Check http://docs.ggplot2.org/ for a full list.

In fact, you can add layers that don’t necessarily make sense, but this shows you the amount of control that you have:

ggplot(data=d, (aes(x=AgeSubject, y=RTlexdec))) + geom_jitter(color='brown', alpha=0.3) + geom_boxplot() + geom_violin(alpha=0.3, fill='blue')

This plot is just totally off, but it’s generated without warnings or errors. Layering is a great aspect of plotting in R, but R won’t tell you which plots make more/less sense.

Also, note that layers are built in the order you add them.

Density plots

ggplot(data=d, aes(x=RTlexdec)) + geom_density(fill="blue", color="blue", alpha=0.5) + geom_rug() 

# You can flip your plot by adding + coord_flip():

ggplot(data=d, aes(x=RTlexdec)) + geom_density(fill="blue", color="blue", alpha=0.5) + geom_rug() + coord_flip()

Whenever you want to know which arguments a geom_... takes:

  • type ?geom_...
  • Usually, google will be more useful, though.

This plots the density of RTlexdec and also adds a geom_rug(), so you can see where the data points are more concentrated.

Boxplots

Let’s say you have a categorical variable in the x axis and a continuous variable in the y axis.

ggplot(data=d, aes(x=AgeSubject, y=RTlexdec)) + geom_boxplot()

What if you want to add the data points on top of the boxplot?

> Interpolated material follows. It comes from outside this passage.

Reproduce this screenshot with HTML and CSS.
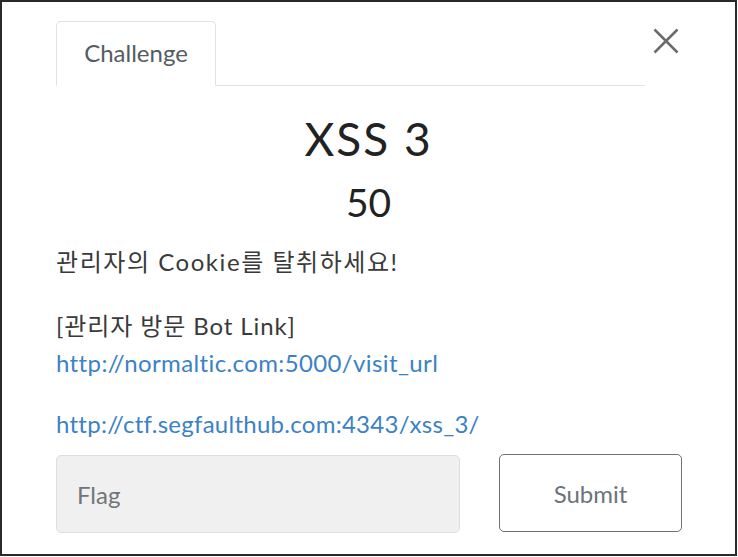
FILE: index.html
```html
<!DOCTYPE html>
<html lang="ko">
<head>
<meta charset="utf-8">
<link rel="stylesheet" href="styles.css">
</head>
<body>
<div class="frame">
  <div class="header">
    <div class="tabs">
      <div class="tab">Challenge</div>
    </div>
    <button class="close" aria-label="Close">
      <svg width="26" height="26" viewBox="0 0 26 26"><path d="M1.5 1.5 L24.5 24.5 M24.5 1.5 L1.5 24.5" stroke="#6b6b6b" stroke-width="2.5" fill="none"/></svg>
    </button>
  </div>
  <h1 class="title">XSS 3</h1>
  <h2 class="value">50</h2>
  <div class="desc">
    <p class="p1">관리자의 Cookie를 탈취하세요!</p>
    <p class="p2"><span class="bot">[관리자 방문 Bot Link]</span><br><a class="link1" href="#">http://normaltic.com:5000/visit_url</a></p>
    <p class="p3"><a class="link2" href="#">http://ctf.segfaulthub.com:4343/xss_3/</a></p>
  </div>
  <div class="form">
    <div class="flag">Flag</div>
    <button class="submit">Submit</button>
  </div>
</div>
</body>
</html>
```
FILE: styles.css
```css
html, body {
  margin: 0;
  padding: 0;
  background: #fff;
}
body {
  font-family: "Lato", "Noto Sans CJK KR", sans-serif;
  color: #333;
}
.frame {
  box-sizing: border-box;
  width: 737px;
  height: 556px;
  border: 2px solid #2a2a2a;
  padding: 19px 54px 0 54px;
}
.header {
  display: flex;
  align-items: flex-start;
}
.tabs {
  width: 589px;
  border-bottom: 1px solid #dee2e6;
  display: flex;
}
.tab {
  box-sizing: border-box;
  width: 160px;
  height: 65px;
  margin-bottom: -1px;
  border: 1px solid #dee2e6;
  border-bottom-color: #fff;
  border-radius: 5px 5px 0 0;
  display: flex;
  align-items: center;
  justify-content: center;
  font-size: 24px;
  color: #555c63;
  padding-bottom: 2px;
}
.close {
  margin: 7px 0 0 8px;
  padding: 0;
  border: 0;
  background: none;
  width: 26px;
  height: 26px;
  display: flex;
}
.title {
  margin: 27px 0 0 0;
  text-align: center;
  font-weight: 400;
  font-size: 46px;
  letter-spacing: 2px;
  line-height: 52px;
  color: #222;
}
.value {
  margin: 14px 0 0 0;
  text-align: center;
  font-weight: 400;
  font-size: 39px;
  line-height: 47px;
  color: #222;
}
.desc {
  font-size: 24px;
  line-height: 37px;
  color: #3a3a3a;
}
.desc p {
  margin: 0;
}
.desc .p1 {
  margin-top: 17px;
  letter-spacing: 1.55px;
}
.desc .p2 { margin-top: 27px; }
.desc .p3 { margin-top: 24px; }
.bot {
  letter-spacing: 0.9px;
}
.desc a {
  color: #3b82c4;
  text-decoration: none;
}
.desc .link1 { letter-spacing: 0.38px; }
.desc .link2 { letter-spacing: 0.27px; }
.form {
  display: grid;
  grid-template-columns: 404px 183px;
  column-gap: 39px;
  margin-top: 13px;
}
.flag {
  box-sizing: border-box;
  height: 78px;
  background: #f0f0f0;
  border: 1px solid #dcdfe2;
  border-radius: 5px;
  padding-left: 20px;
  display: flex;
  align-items: center;
  font-size: 24px;
  color: #70767c;
}
.submit {
  box-sizing: border-box;
  height: 78px;
  background: #fff;
  border: 1.5px solid #6c737a;
  border-radius: 5px;
  font-family: "Lato", sans-serif;
  font-size: 24px;
  color: #6c737a;
  margin-top: -1px;
}
```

ggplot(data=d, aes(x=AgeSubject, y=RTlexdec)) + geom_boxplot() + geom_jitter()

This doesn’t look that great, though. Add transparency (alpha):

ggplot(data=d, aes(x=AgeSubject, y=RTlexdec)) + geom_boxplot() + geom_jitter(alpha=0.1)

Adding facets to check for interactions

ggplot(data=d, aes(x=AgeSubject, y=RTlexdec)) + geom_boxplot() + geom_jitter(alpha=0.1) + facet_grid(~CV)

Barplots

Histogram

geom_bar() and geom_histogram() can give you the same output:

ggplot(data=d, aes(x=Obstruent, y=(..count..)/sum(..count..))) + geom_bar() + scale_y_continuous(labels = percent_format()) + labs(x="Type of segment", y="%")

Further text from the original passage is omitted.